TASK TO CARRY OUT:
Extract every line that includes the string "this".

DATASET RECORDS:
──────────────────────────────
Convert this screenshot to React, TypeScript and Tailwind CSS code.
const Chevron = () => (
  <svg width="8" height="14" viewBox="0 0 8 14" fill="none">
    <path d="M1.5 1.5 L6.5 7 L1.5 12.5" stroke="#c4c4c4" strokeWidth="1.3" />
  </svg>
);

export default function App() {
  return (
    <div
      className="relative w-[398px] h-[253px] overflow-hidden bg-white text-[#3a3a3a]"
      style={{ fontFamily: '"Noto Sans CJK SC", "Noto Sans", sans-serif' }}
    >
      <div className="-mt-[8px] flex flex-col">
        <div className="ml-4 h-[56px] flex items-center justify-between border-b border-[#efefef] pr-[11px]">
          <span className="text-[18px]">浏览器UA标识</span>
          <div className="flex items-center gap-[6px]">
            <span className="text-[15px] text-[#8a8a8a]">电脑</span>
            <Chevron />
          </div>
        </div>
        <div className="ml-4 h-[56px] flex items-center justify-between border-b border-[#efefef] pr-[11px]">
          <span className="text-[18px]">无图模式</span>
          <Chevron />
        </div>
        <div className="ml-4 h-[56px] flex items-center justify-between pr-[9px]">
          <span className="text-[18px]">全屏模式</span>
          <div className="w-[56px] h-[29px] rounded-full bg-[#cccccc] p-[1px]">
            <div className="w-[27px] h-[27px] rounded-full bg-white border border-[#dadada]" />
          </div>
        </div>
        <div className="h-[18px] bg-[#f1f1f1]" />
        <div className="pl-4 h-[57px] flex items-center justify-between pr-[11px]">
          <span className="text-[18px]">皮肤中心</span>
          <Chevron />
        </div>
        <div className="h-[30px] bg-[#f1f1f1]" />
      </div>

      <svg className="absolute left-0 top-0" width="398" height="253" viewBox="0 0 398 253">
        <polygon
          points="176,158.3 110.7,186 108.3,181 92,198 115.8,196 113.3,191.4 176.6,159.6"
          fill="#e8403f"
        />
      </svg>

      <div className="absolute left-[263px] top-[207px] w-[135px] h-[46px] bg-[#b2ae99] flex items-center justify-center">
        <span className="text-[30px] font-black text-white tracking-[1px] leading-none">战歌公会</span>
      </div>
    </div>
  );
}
──────────────────────────────
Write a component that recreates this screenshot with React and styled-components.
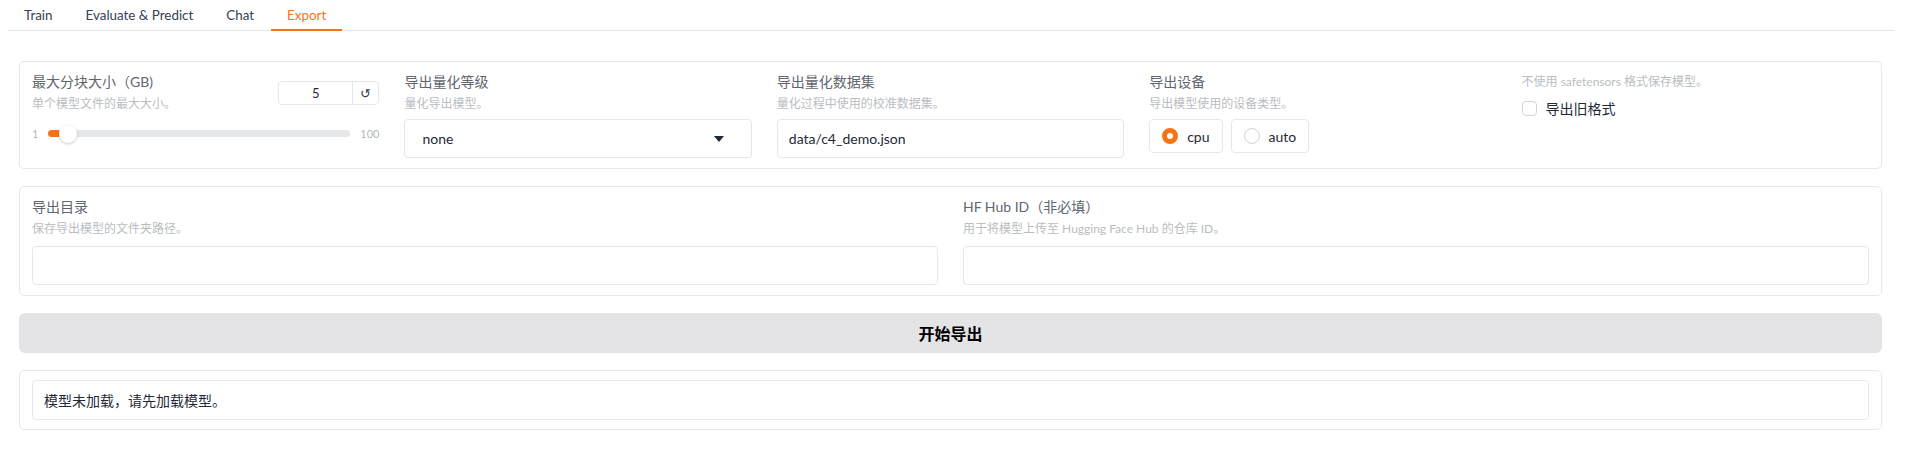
──────────────────────────────
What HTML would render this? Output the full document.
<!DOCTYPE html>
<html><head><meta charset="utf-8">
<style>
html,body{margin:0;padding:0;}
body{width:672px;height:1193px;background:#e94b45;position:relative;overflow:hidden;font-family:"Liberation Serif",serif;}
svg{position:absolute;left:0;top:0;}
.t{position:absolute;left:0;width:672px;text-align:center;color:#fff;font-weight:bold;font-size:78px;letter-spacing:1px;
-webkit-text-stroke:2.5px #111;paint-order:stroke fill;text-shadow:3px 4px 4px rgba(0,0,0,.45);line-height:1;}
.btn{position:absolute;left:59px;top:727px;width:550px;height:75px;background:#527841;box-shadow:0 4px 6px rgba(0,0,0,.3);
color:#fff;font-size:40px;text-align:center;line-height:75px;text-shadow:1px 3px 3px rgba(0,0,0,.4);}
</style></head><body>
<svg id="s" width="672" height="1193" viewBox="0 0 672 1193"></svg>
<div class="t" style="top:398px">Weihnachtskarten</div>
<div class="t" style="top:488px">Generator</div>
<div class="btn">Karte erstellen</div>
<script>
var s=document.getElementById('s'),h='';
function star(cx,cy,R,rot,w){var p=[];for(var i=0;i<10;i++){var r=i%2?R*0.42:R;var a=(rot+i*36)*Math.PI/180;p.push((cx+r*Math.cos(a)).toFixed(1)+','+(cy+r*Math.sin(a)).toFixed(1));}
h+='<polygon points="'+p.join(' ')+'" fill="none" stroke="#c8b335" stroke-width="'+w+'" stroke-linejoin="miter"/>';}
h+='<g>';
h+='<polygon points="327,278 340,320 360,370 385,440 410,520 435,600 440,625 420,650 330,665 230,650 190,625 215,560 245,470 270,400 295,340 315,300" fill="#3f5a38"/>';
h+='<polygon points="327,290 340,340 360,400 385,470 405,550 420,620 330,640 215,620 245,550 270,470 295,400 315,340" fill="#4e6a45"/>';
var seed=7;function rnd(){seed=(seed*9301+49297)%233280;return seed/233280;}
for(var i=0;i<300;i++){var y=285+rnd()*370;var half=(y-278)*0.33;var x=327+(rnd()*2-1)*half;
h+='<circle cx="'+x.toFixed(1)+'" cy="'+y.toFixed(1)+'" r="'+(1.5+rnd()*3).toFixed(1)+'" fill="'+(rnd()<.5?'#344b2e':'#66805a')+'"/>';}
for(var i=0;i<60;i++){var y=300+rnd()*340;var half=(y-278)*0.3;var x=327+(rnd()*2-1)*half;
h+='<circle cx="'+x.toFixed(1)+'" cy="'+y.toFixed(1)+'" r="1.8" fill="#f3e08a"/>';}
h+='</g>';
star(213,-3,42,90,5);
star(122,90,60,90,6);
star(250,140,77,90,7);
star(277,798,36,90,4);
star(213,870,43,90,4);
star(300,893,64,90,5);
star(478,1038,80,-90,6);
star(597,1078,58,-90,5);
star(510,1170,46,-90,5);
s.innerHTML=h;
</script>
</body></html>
──────────────────────────────
TASK RESPONSE:
Convert this screenshot to React, TypeScript and Tailwind CSS code.
Write a component that recreates this screenshot with React and styled-components.
What HTML would render this? Output the full document.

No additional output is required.